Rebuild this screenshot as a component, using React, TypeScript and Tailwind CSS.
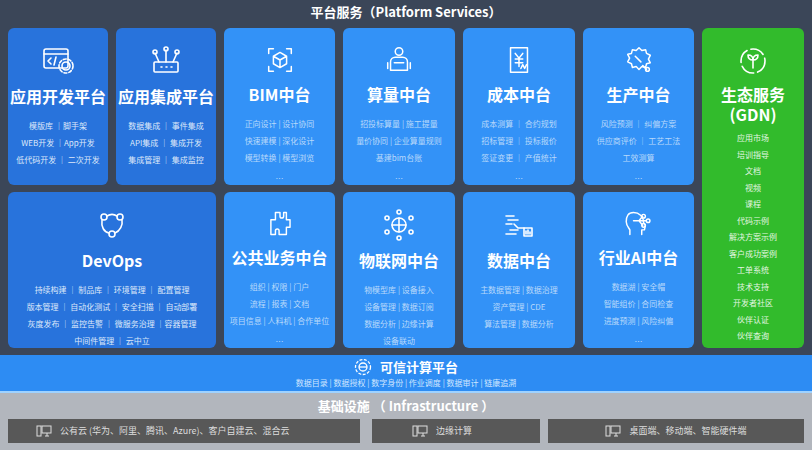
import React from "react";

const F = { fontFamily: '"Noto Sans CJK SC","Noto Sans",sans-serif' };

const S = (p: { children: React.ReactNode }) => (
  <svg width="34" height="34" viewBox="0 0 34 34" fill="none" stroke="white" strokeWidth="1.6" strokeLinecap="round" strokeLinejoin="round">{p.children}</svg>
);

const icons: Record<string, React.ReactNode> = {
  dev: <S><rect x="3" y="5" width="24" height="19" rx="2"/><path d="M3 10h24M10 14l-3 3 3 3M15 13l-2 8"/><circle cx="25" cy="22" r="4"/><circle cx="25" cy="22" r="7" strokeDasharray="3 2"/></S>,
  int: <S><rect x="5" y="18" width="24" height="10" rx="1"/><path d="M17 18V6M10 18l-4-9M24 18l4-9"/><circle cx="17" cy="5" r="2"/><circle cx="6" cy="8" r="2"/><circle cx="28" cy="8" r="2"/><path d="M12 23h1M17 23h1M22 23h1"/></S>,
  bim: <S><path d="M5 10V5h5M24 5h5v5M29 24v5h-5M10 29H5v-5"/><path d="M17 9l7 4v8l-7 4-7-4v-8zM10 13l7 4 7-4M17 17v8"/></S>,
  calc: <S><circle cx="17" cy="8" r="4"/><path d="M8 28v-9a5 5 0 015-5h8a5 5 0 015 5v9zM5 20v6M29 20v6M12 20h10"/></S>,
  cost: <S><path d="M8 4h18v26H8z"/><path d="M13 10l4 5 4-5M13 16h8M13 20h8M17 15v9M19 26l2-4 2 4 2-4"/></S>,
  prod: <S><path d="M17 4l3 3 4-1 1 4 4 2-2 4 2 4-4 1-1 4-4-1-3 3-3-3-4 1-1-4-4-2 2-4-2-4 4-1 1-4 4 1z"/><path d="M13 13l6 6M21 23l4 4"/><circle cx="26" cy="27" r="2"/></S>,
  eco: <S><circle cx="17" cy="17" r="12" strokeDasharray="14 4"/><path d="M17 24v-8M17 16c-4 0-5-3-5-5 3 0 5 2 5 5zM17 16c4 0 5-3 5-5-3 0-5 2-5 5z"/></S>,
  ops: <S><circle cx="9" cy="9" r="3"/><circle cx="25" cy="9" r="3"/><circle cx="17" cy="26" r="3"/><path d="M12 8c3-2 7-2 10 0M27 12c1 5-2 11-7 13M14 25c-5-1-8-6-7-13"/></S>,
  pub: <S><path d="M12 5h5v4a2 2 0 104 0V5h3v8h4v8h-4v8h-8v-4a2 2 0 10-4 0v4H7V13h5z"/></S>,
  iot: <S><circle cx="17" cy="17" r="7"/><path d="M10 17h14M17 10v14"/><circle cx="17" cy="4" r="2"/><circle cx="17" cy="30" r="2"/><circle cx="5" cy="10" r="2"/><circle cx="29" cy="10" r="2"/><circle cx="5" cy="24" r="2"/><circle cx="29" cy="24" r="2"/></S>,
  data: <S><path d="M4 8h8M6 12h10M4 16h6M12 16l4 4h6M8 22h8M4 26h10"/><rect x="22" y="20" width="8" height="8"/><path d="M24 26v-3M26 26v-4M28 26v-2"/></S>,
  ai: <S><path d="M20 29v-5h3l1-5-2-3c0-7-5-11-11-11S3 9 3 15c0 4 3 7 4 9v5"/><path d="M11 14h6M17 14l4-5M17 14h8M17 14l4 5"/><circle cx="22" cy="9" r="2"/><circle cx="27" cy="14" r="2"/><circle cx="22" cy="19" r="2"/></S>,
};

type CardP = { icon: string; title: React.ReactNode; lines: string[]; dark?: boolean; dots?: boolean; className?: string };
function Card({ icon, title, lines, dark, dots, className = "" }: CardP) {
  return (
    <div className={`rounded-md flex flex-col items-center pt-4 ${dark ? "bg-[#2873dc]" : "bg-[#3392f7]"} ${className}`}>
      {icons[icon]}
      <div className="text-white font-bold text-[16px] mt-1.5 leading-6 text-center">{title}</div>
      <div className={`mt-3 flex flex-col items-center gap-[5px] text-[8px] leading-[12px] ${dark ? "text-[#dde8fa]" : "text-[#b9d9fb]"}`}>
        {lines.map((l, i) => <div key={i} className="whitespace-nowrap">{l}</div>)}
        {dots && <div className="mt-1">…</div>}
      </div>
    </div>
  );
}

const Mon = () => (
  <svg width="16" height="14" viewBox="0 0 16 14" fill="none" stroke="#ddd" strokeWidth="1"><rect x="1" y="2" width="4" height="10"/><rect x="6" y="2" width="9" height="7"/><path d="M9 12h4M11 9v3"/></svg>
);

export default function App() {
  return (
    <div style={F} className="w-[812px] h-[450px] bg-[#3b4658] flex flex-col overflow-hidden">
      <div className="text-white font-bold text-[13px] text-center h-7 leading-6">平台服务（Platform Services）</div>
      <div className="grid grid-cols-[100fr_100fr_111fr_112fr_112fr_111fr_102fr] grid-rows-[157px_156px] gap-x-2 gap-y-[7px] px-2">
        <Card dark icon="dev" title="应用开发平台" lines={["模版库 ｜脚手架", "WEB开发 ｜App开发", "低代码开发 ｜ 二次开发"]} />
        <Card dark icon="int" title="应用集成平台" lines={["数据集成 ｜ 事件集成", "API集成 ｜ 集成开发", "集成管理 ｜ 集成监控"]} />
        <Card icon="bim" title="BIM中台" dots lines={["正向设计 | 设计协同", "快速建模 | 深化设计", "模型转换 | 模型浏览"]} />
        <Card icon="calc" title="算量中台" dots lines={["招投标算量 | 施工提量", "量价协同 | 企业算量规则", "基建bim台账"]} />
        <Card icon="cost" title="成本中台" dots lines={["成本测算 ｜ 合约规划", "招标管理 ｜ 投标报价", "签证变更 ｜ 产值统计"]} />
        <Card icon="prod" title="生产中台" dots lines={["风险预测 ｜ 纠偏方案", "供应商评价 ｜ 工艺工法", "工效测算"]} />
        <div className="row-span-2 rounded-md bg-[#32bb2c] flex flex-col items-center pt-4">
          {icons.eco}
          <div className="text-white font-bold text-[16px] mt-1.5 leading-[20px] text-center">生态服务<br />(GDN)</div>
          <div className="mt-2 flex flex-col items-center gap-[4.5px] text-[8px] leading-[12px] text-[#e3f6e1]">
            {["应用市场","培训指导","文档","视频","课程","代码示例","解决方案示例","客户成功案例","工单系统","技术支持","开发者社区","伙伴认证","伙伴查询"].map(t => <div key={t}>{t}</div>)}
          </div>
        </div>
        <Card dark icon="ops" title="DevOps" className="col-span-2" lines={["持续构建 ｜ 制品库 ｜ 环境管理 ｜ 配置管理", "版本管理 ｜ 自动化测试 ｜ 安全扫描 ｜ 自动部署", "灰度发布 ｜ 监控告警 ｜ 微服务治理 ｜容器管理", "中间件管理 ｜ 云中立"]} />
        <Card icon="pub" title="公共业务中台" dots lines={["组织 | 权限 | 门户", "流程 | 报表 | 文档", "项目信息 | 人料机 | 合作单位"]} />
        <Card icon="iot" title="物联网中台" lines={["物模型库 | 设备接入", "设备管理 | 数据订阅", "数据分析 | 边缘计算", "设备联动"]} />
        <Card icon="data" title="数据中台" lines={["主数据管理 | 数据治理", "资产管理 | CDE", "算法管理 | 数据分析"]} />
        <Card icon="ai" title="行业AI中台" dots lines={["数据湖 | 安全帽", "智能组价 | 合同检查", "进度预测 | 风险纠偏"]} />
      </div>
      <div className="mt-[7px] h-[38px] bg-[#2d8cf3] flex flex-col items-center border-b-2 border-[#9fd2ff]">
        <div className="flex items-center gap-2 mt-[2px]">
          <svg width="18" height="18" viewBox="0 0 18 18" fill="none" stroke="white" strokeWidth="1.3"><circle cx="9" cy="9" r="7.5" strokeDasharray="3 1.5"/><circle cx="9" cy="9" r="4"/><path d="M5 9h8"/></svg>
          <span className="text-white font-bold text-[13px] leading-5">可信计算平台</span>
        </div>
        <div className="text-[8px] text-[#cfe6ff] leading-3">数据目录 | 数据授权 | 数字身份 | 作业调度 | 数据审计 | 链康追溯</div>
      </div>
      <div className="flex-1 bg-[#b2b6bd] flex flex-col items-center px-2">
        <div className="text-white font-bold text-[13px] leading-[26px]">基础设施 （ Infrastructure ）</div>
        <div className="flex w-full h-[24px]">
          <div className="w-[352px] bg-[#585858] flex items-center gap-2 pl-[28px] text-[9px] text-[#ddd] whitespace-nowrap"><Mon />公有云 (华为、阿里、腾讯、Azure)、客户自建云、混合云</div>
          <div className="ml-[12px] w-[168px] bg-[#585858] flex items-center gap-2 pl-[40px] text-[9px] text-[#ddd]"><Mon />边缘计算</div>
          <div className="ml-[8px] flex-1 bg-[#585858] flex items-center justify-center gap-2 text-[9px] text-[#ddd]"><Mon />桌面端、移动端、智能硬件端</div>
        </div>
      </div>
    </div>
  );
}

--

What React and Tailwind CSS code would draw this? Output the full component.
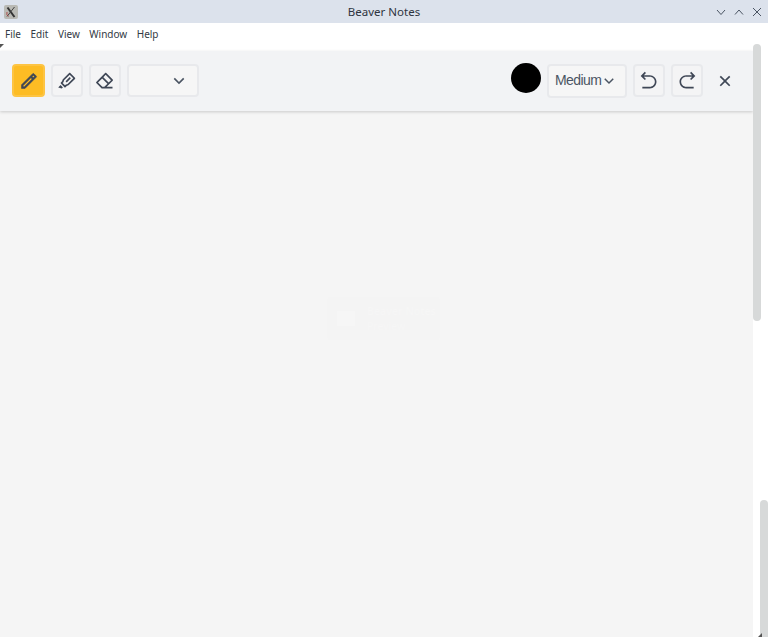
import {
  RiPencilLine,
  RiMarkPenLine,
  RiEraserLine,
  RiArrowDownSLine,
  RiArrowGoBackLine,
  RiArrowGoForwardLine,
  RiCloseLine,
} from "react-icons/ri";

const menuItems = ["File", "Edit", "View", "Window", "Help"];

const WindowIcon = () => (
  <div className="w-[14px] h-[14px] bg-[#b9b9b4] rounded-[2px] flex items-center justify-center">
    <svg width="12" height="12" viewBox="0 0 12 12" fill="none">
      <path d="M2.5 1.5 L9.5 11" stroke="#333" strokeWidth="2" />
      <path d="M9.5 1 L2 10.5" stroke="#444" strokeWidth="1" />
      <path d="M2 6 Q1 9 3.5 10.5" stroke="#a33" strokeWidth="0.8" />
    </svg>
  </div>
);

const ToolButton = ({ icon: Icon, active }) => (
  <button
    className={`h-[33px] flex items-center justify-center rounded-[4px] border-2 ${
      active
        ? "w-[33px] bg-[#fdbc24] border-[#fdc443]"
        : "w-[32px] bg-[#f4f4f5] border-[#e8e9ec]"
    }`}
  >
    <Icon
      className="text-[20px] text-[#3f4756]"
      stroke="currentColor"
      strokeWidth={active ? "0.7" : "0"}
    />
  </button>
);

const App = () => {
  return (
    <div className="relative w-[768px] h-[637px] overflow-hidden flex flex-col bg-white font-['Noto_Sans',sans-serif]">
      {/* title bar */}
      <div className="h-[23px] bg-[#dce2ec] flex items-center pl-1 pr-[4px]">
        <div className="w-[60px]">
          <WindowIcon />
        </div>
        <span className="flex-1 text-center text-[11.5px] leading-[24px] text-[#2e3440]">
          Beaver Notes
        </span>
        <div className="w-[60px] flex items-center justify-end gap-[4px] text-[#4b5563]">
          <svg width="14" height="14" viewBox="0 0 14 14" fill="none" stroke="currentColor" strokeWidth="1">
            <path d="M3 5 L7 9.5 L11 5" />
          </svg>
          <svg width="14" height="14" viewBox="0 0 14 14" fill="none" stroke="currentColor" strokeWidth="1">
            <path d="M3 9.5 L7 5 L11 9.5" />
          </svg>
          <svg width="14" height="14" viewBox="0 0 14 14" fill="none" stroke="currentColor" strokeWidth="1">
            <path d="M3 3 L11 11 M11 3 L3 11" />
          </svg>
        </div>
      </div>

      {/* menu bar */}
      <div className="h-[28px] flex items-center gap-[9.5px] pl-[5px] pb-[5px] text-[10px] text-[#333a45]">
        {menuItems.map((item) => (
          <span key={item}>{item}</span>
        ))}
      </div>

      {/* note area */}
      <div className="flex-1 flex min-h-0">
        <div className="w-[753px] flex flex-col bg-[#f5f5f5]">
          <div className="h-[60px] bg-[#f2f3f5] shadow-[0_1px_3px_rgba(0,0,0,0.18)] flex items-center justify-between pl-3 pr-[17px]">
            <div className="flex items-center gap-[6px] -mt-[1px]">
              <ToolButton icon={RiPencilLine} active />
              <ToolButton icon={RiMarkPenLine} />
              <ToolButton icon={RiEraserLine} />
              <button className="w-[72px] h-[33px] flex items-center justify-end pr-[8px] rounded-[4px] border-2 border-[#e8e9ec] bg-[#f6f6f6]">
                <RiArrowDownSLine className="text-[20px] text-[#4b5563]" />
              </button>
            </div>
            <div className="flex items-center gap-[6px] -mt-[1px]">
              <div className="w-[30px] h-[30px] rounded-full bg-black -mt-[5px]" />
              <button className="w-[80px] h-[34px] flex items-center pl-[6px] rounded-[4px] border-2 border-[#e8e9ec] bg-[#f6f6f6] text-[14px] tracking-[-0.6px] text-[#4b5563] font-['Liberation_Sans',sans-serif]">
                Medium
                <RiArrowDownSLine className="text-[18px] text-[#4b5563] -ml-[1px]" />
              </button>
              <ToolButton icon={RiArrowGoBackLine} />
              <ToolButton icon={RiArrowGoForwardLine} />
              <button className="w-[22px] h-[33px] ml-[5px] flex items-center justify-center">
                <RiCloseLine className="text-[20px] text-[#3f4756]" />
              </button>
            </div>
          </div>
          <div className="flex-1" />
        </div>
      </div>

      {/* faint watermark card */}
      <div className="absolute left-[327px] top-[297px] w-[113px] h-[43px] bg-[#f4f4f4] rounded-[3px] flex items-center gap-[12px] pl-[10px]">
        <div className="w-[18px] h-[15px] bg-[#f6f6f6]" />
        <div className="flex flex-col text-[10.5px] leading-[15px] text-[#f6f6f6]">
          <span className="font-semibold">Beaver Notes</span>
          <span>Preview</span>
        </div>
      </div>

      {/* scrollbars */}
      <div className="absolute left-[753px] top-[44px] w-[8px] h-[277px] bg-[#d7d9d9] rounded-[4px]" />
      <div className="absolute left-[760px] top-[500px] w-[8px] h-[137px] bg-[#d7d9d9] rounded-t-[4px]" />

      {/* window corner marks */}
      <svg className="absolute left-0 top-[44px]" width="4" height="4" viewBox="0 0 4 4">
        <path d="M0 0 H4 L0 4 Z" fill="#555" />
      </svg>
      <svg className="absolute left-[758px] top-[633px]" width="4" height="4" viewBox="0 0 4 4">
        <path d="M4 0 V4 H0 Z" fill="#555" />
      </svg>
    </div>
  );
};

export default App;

--

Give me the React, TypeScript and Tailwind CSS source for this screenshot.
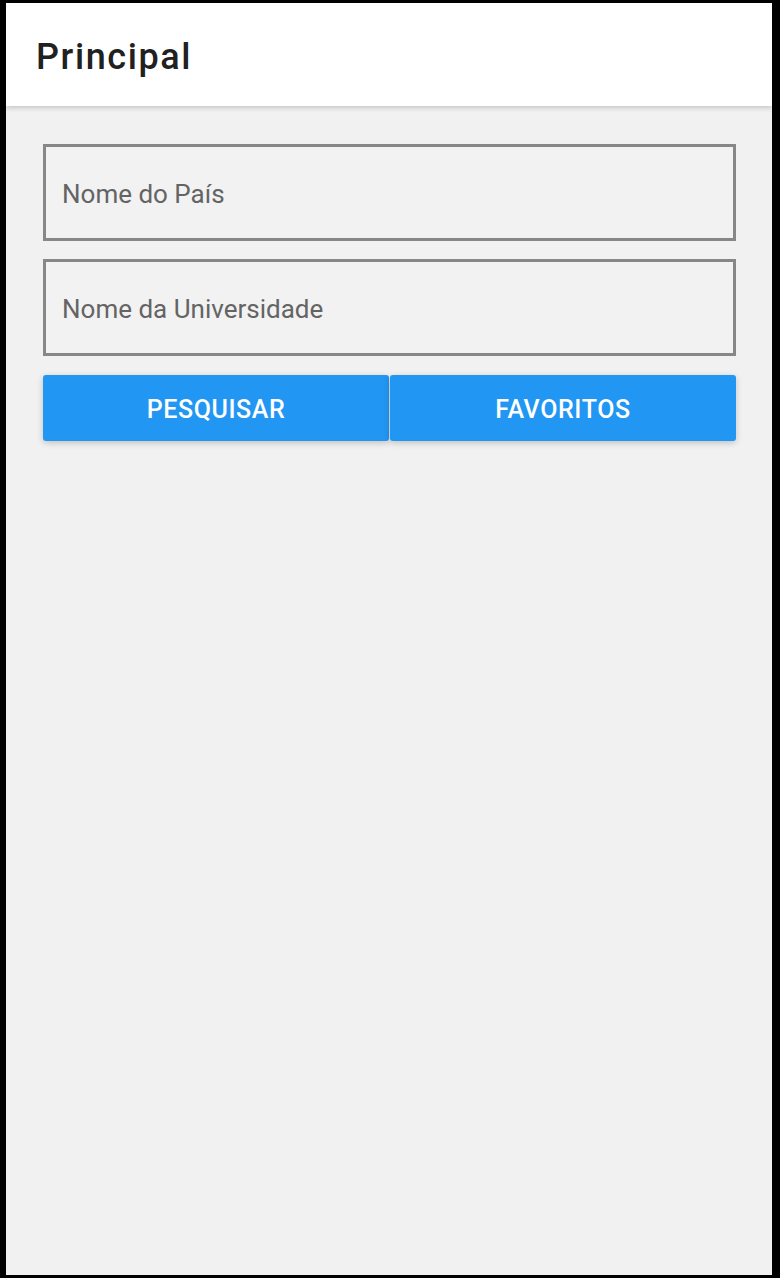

Brief
In the records above, locate every line with the string "component" and copy it.

Finished answer
Rebuild this screenshot as a component, using React, TypeScript and Tailwind CSS.
What React and Tailwind CSS code would draw this? Output the full component.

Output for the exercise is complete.